Non. C'est un mec avec lequel on n'a rien à voir. Pour lui, tout est dans tout et rien ne vaut rien, Noir Désir et L5, c'est pareil, puisque ça appartient au même ensemble. Il n'a pas inventé l'ignominie de la situation, mais il est allé trop loin dans la récupération et dans l'accumulation. Nous sommes des libertaires, pas des libéraux, avec toutes les incertitudes que cela suppose, une remise en cause permanente. Le libéral fait croire que le monde est une décalcomanie du marché, comme le logo d'Universal se veut une décalcomanie du monde. Ce qui compte, c'est vendre. Sur le plan financier, j'ai cru comprendre que cela n'allait d'ailleurs pas très bien. Par contre, sur le plan de la communication, c'est très fort. Ce type est génial : tout ce qu'il fait, c'est pour le bonheur, pour rééquilibrer les échanges avec les Etats-Unis et pour que tout le monde soit bourré de gadgets.

Pouvez-vous citer des exemples de "récupération" dont vous auriez été l'objet ?

Jean-Marie Messier a été interrogé début janvier sur France-Inter, après avoir fait sa déclaration sur l'exception culturelle. Il a dit qu'un quart des disques français partait à l'exportation en citant Noir Désir, ce qui est faux [le dernier album du groupe s'est vendu, selon sa maison de disques, à 700 000 exemplaires en France et 90 000 à l'étranger]. Il se gargarise et peut tout dire du moment que les gens ferment leur gueule. Au Zénith, devant ses actionnaires, la pochette de notre disque a été projetée derrière lui...

Quelles peuvent être, pour vous, les conséquences de cette lettre ?

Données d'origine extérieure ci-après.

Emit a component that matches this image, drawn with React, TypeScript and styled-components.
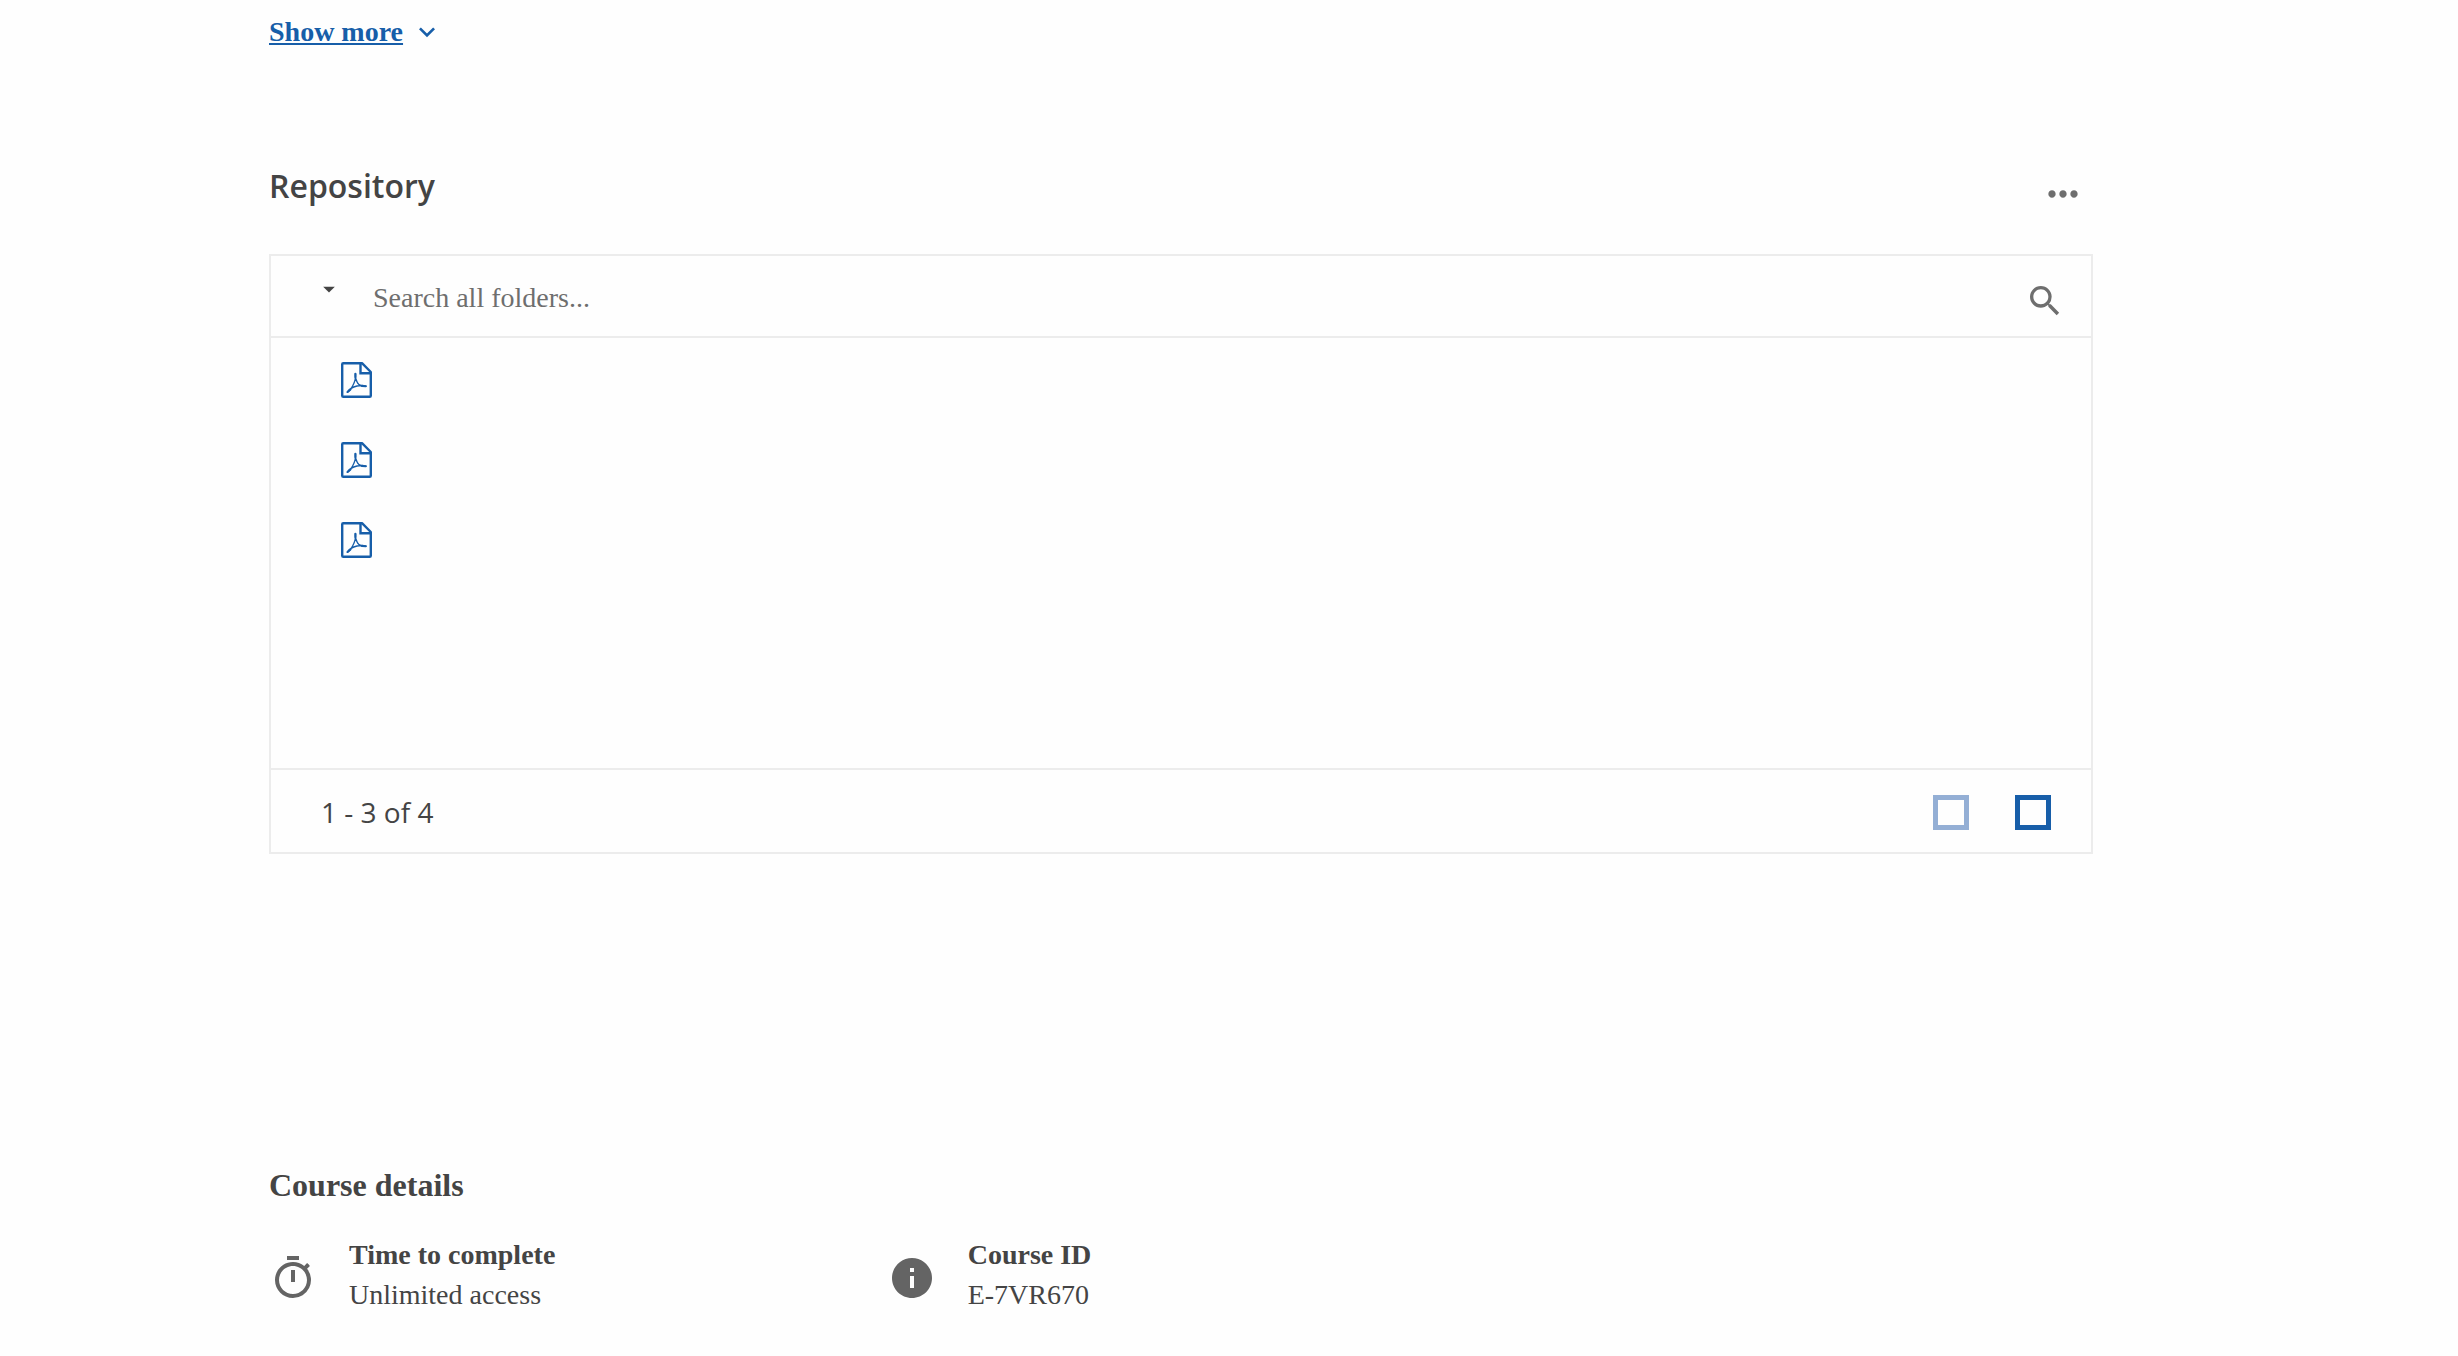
import React from 'react';
import styled, { createGlobalStyle } from 'styled-components';

const serif = '"Liberation Serif", "Times New Roman", serif';
const sans = '"Open Sans", "Noto Sans", sans-serif';
const ink = '#444444';
const muted = '#6e6e6e';
const blue = '#175ea9';
const line = '#ececec';

const GlobalStyle = createGlobalStyle`
  *, *::before, *::after { box-sizing: border-box; }
  body { margin: 0; background: #fefefe; color: ${ink}; font: 28px/40px ${serif}; }
  svg { display: block; }
`;

const Page = styled.main`
  padding: 12px 365px 32px 269px;
`;

const IconButton = styled.button`
  display: flex;
  flex: none;
  padding: 0;
  border: 0;
  background: none;
  color: ${muted};
  cursor: pointer;
`;

const ShowMore = styled.button`
  display: flex;
  align-items: center;
  gap: 8px;
  padding: 0;
  border: 0;
  background: none;
  color: ${blue};
  font: bold 28px/40px ${serif};
  cursor: pointer;
`;

const ShowMoreLabel = styled.span`
  text-decoration: underline;
  text-decoration-thickness: 2px;
  text-underline-offset: 2px;
`;

const SectionHeader = styled.header`
  display: flex;
  align-items: center;
  justify-content: space-between;
  margin-top: 104px;
  padding-right: 8px;
`;

const SectionTitle = styled.h2`
  margin: 0;
  font: 600 32px/44px ${sans};
`;

const MenuButton = styled(IconButton)`
  padding-top: 16px;
`;

const Card = styled.div`
  margin-top: 38px;
  border: 2px solid ${line};
`;

const SearchBar = styled.form`
  display: flex;
  align-items: center;
  height: 82px;
  padding: 4px 26px 0 44px;
  border-bottom: 2px solid ${line};
`;

const FolderButton = styled(IconButton)`
  width: 58px;
  height: 46px;
  color: ${ink};
`;

const SearchInput = styled.input`
  flex: 1;
  min-width: 0;
  padding: 0;
  border: 0;
  outline: 0;
  background: none;
  color: ${ink};
  font: 28px/40px ${serif};
  &::placeholder { color: ${muted}; opacity: 1; }
`;

const SearchButton = styled(IconButton)`
  padding-top: 6px;
`;

const FileList = styled.ul`
  min-height: 430px;
  margin: 0;
  padding: 2px 0 0 70px;
  list-style: none;
`;

const FileRow = styled.li`
  display: flex;
  align-items: center;
  height: 80px;
`;

const FileLink = styled.a`
  color: ${blue};
`;

const CardFooter = styled.footer`
  display: flex;
  align-items: center;
  justify-content: space-between;
  height: 84px;
  padding: 2px 40px 0 50px;
  border-top: 2px solid ${line};
  font: 28px/40px ${sans};
`;

const Pager = styled.nav`
  display: flex;
  gap: 46px;
`;

const PageButton = styled.button`
  width: 36px;
  height: 35px;
  padding: 0;
  border: 5px solid ${blue};
  background: none;
  cursor: pointer;
  &:disabled { border-color: #94afd5; cursor: default; }
`;

const Details = styled.section`
  margin-top: 311px;
`;

const DetailsTitle = styled.h2`
  margin: 0;
  font: bold 32px/40px ${serif};
`;

const DetailsGrid = styled.dl`
  display: grid;
  grid-template-columns: repeat(3, 1fr);
  gap: 32px;
  margin: 30px 0 0;
`;

const Detail = styled.div`
  display: grid;
  grid-template-columns: 48px 1fr;
  align-items: center;
  column-gap: 32px;
`;

const DetailIcon = styled.span`
  grid-row: span 2;
  padding-top: 6px;
  color: #646464;
`;

const DetailName = styled.dt`
  font-weight: bold;
`;

const DetailValue = styled.dd`
  margin: 0;
`;

function Glyph({ size, d }: { size: number; d: string }) {
  return (
    <svg width={size} height={size} viewBox="0 0 24 24" fill="currentColor" aria-hidden="true">
      <path d={d} />
    </svg>
  );
}

const paths = {
  chevron: 'M16.59 8.59 12 13.17 7.41 8.59 6 10l6 6 6-6z',
  more: 'M6 10c-1.1 0-2 .9-2 2s.9 2 2 2 2-.9 2-2-.9-2-2-2zm12 0c-1.1 0-2 .9-2 2s.9 2 2 2 2-.9 2-2-.9-2-2-2zm-6 0c-1.1 0-2 .9-2 2s.9 2 2 2 2-.9 2-2-.9-2-2-2z',
  caret: 'M7 10l5 5 5-5z',
  search: 'M15.5 14h-.79l-.28-.27A6.471 6.471 0 0 0 16 9.5 6.5 6.5 0 1 0 9.5 16c1.61 0 3.09-.59 4.23-1.57l.27.28v.79l5 4.99L20.49 19l-4.99-5zm-6 0C7.01 14 5 11.99 5 9.5S7.01 5 9.5 5 14 7.01 14 9.5 11.99 14 9.5 14z',
  timer: 'M15 1H9v2h6V1zm-4 13h2V8h-2v6zm8.03-6.61 1.42-1.42c-.43-.51-.9-.99-1.41-1.41l-1.42 1.42A8.962 8.962 0 0 0 12 4c-4.97 0-9 4.03-9 9s4.02 9 9 9a8.994 8.994 0 0 0 7.03-14.61zM12 20c-3.87 0-7-3.13-7-7s3.13-7 7-7 7 3.13 7 7-3.13 7-7 7z',
  info: 'M12 2C6.48 2 2 6.48 2 12s4.48 10 10 10 10-4.48 10-10S17.52 2 12 2zm1 15h-2v-6h2v6zm0-8h-2V7h2v2z',
};

function PdfIcon() {
  return (
    <svg width="31" height="36" viewBox="0 0 31 36" fill="none" stroke="currentColor" aria-hidden="true">
      <path d="M2.2 1.2H21L29.8 10V33.7Q29.8 34.8 28.7 34.8H2.3Q1.2 34.8 1.2 33.7V2.3Q1.2 1.2 2.2 1.2Z" strokeWidth="2.4" strokeLinejoin="round" />
      <path d="M19.5 1.5V11.3H29.5" strokeWidth="2.4" />
      <path d="M14.4 11.6C14 15 14.8 18.2 16.6 21C18.2 23.2 21.6 24.9 25 24.2M14.6 11.8C15 16.6 13.6 20.4 11.6 24C10.2 26.8 8.5 29.2 6.3 30.2M6.3 30.2C8 27.4 12 25 16 24C19 23.3 22.5 23.5 25 24.1" strokeWidth="1.3" strokeLinecap="round" />
      <path d="M14.4 11.8V15.5M6.6 30L9.4 27.4M21 23.9L24.8 24.2" strokeWidth="2.1" strokeLinecap="round" />
    </svg>
  );
}

const files = ['PDF document 1', 'PDF document 2', 'PDF document 3'];

const details = [
  { name: 'Time to complete', value: 'Unlimited access', icon: paths.timer },
  { name: 'Course ID', value: 'E-7VR670', icon: paths.info },
];

export default function App() {
  return (
    <>
      <GlobalStyle />
      <Page>
        <ShowMore type="button">
          <ShowMoreLabel>Show more</ShowMoreLabel>
          <Glyph size={32} d={paths.chevron} />
        </ShowMore>

        <section>
          <SectionHeader>
            <SectionTitle>Repository</SectionTitle>
            <MenuButton type="button" aria-label="More options">
              <Glyph size={44} d={paths.more} />
            </MenuButton>
          </SectionHeader>

          <Card>
            <SearchBar role="search" onSubmit={(event) => event.preventDefault()}>
              <FolderButton type="button" aria-label="Choose folder">
                <Glyph size={28} d={paths.caret} />
              </FolderButton>
              <SearchInput type="text" aria-label="Search all folders" placeholder="Search all folders..." />
              <SearchButton type="submit" aria-label="Search">
                <Glyph size={40} d={paths.search} />
              </SearchButton>
            </SearchBar>
            <FileList>
              {files.map((file) => (
                <FileRow key={file}>
                  <FileLink href="#" aria-label={file}>
                    <PdfIcon />
                  </FileLink>
                </FileRow>
              ))}
            </FileList>
            <CardFooter>
              <span>1 - 3 of 4</span>
              <Pager aria-label="Pages">
                <PageButton type="button" aria-label="Previous page" disabled />
                <PageButton type="button" aria-label="Next page" />
              </Pager>
            </CardFooter>
          </Card>
        </section>

        <Details>
          <DetailsTitle>Course details</DetailsTitle>
          <DetailsGrid>
            {details.map((item) => (
              <Detail key={item.name}>
                <DetailIcon>
                  <Glyph size={48} d={item.icon} />
                </DetailIcon>
                <DetailName>{item.name}</DetailName>
                <DetailValue>{item.value}</DetailValue>
              </Detail>
            ))}
          </DetailsGrid>
        </Details>
      </Page>
    </>
  );
}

On ne les connaît pas. Il y a un moment où il faut avoir le courage de dire ce qu'on pense et on espère que cela va créer de la solidarité. On n'en a parlé à personne, on n'a pas calculé, car, si on calcule trop, il n'y a plus de courage. La maison de disques s'attendait à une déclaration sur le thème des vilains riches qui exploitent les pauvres, mais cela ne sert à rien.

Envisagez-vous une rupture ?

On a resigné avec une nouvelle équipe de Barclay avec laquelle on s'entendait bien. Il nous reste un album à enregistrer, donc on n'est pas en situation de rupture. Mais on ne sait absolument pas où ça peut aller. Nous n'avons rien à perdre, contrairement à ce qu'il croit. On ne se refuse rien. Cela dit, j'ai tendance à croire qu'il va faire le mort.

Pourriez-vous vous débarrasser de votre contrat en sortant un disque à la va-vite ?

Non, car ce serait prendre le disque, et le public, en otage.

Vous avez souvent été critiqués pour l'ambiguïté de votre position : à l'intérieur du système et contre lui. Cette déclaration n'était-elle pas aussi une manière de mettre les choses au clair vis-à-vis des artistes qui ne travaillent pas avec des majors ?

Nous sommes moins sensibles à ces critiques qu'à ce que l'on ressent. Il y a des artistes bien tranquilles parce qu'ils ne sont pas chez Universal, à qui on ne posera jamais les questions qu'on nous pose. La réflexion ne concerne pas que nous, elle doit être plus globale. J'ai pris soin dans la lettre de dire que Messier n'est pas le seul. Tout le monde a peur de réagir, pour des raisons vénales ou parce qu'on le caresse dans le sens du poil. On ne sort pas du piège de la cage dorée et cela crée un malaise généralisé. Nous pensons que nous avons un devoir, nous avons horreur de nous sentir tout seuls. Etre une exception rebelle qui arrive à vendre des disques et à se mouvoir dans ce merdier ne nous intéresse pas.

Propos recueillis par Bruno Lesprit


"Message transmis", assure Universal

"Il n'y aura pas de déclaration de Jean-Marie Messier. C'est Pascal Nègre qui réagit." La direction de la communication de Vivendi Universal renvoie au PDG d'Universal Music France après la diatribe de Noir Désir contre Jean-Marie Messier. Pascal Nègre se réjouit "qu'il n'y [ait] pas une pensée unique chez les artistes Universal". "On a toujours eu une liberté totale", rappelle-t-il. Y compris celle de taxer le patron du groupe de "menteur", comme l'a fait Bertrand Cantat lors des Victoires ? Pascal Nègre cite les Guignols de Canal, qui traitent "J6M" de "gros cul", et évoque le précédent de Léo Ferré, auteur jadis d'un moqueur Monsieur Barclay à l'adresse de son employeur. "Le vrai drame, ce serait qu'un artiste me dise qu'il ne peut pas s'exprimer. Là, ce n'est pas le cas."
"Les relations avec nos artistes ne sont pas conflictuelles, poursuit Pascal Nègre. Je comprends la démarche de Noir Désir, qui pose la problématique du symbole à travers un message délivré de manière directe et violente : "Attention, quand vous parlez de la mondialisation, arrêtez de nous utiliser comme un alibi." Ce message a été transmis, et je pense qu'il a été entendu."